TRÊS, DOIS, UM
Há uns meses, o teu médico disse-te que não estavas em idade de loucuras. Proibiu-te de fumar, de beber e quase de fazer sexo. Disse-te: «Se o senhor quer viver mais uns anos, deverá seguir os meus conselhos.» Decidiste obedecer. Reduziste o consumo de nicotina e de álcool. Não conseguiste prescindir do sexo. É demasiado importante na vida de um homem. De qualquer forma, quiseste ficar saudável. Começaste a correr, a suar e a emagrecer no parque. No supermercado, deixaste de olhar para tudo o que te pudesse estragar a saúde. O teu menu passou a incluir alface, tomate, cenoura, beterraba e, imagina, rúcula. À noite, em vez de te dedicares à procura aleatória de um bom naco de carne com o qual pudesses fornicar, passaste a deitar-te cedo. Apareceram-te as insónias. Poder-se-ia, no entanto, dizer que uma noite mal dormida na cama não é a mesma coisa do que uma noite mal dormida numa discoteca. Com o tempo, foste-te mentalizando de que, aos cinquenta e três anos, poderias reconquistar grande parte da vitalidade física que havias tido vinte anos antes.
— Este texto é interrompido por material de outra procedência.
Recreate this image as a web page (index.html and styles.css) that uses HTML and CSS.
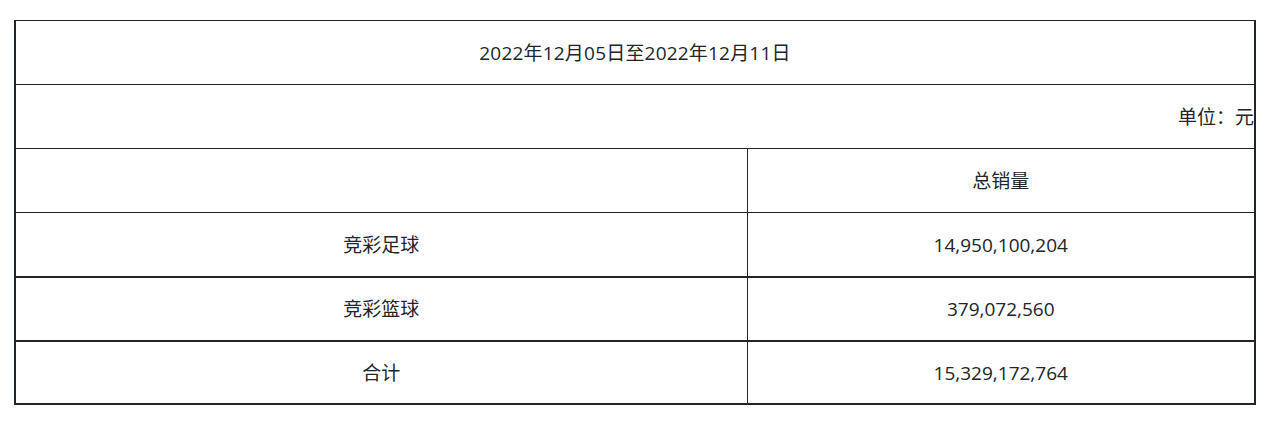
FILE: index.html
```html
<!DOCTYPE html>
<html lang="zh-CN">
<head>
	<meta charset="UTF-8">
	<title>销量</title>
	<link rel="stylesheet" href="styles.css">
</head>
<body>
	<div class="wrap">
		<table class="sales">
			<colgroup>
				<col class="col-name">
				<col class="col-total">
			</colgroup>
			<tr>
				<td colspan="2" class="title">2022年12月05日至2022年12月11日</td>
			</tr>
			<tr>
				<td colspan="2" class="unit">单位：元</td>
			</tr>
			<tr>
				<td></td>
				<td>总销量</td>
			</tr>
			<tr>
				<td>竞彩足球</td>
				<td>14,950,100,204</td>
			</tr>
			<tr class="thick">
				<td>竞彩篮球</td>
				<td>379,072,560</td>
			</tr>
			<tr class="thick last">
				<td>合计</td>
				<td>15,329,172,764</td>
			</tr>
		</table>
	</div>
</body>
</html>
```

FILE: styles.css
```css
body{
	margin: 0;
	background: #fff;
	color: #212529;
	font-family: "Open Sans", "Noto Sans CJK SC", sans-serif;
	font-size: 19px;
}
.wrap{
	padding: 20px 18px 0 14px;
}
.sales{
	width: 1242px;
	border-collapse: collapse;
	border-left: 2px solid #212529;
	border-right: 2px solid #212529;
	border-bottom: 2px solid #212529;
	table-layout: fixed;
}
.col-name{
	width: 732px;
}
.sales td{
	height: 63px;
	padding: 0;
	line-height: 24px;
	border: 1px solid #212529;
	text-align: center;
	vertical-align: middle;
}
.sales .title{
	letter-spacing: 0.2px;
}
.sales .unit{
	text-align: right;
}
.sales tr.thick td{
	height: 62px;
	border-top: 2px solid #212529;
}
.sales tr.last td{
	height: 61px;
}
```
Ficaste mais atraente. O charme em pessoa.
Deixaste de ressonar e de ter pesadelos.
Ficaste mais calmo.
Mas sabes o que é loucura? É um homem pensar que pode alterar as decisões dos deuses. É um homem com um destino traçado pôr-se a pensar que é livre para fazer o que quiser. É Aquiles pensar que pode escolher não morrer.
Como te chamas?
Adam.
Onde tens a tua Eva?
Na cama, a dormir.
Foste-lhe sempre fiel?
Não.
Porquê?
Sou idiota.
Levanta-te, veste-te e sai para a rua. Apesar de ser ainda muito cedo, caminharás ao longo de vários quarteirões com um sorriso nos lábios. Depois, quando te sentires muito cansado, entrarás num autocarro que te levará para muito longe do ponto onde agora de encontras. Imagina que vais da Europa para a Austrália. Muitos quilómetros. A certa altura, encontrarás um homem que te acenará com uma mão. Dir-lhe-ás: «Conheço-o de algum lado?» Ele responder-te-á que não, que é a primeira vez que se vêem. Voltarás a falar: «O que me quer?» Para esta questão não encontrarás resposta fácil: um sorriso. Não desistirás de tentar saber o que faz aquele homem à tua frente. «O que me quer?» Nada, nenhuma frase, nenhuma palavra. «O que me quer?» Sentirás a tua garganta apertada como se fosse uma lata de Coca-Cola que se atira para o caixote do lixo. Não conseguirás respirar. «Quero o teu sangue.» E morrerás.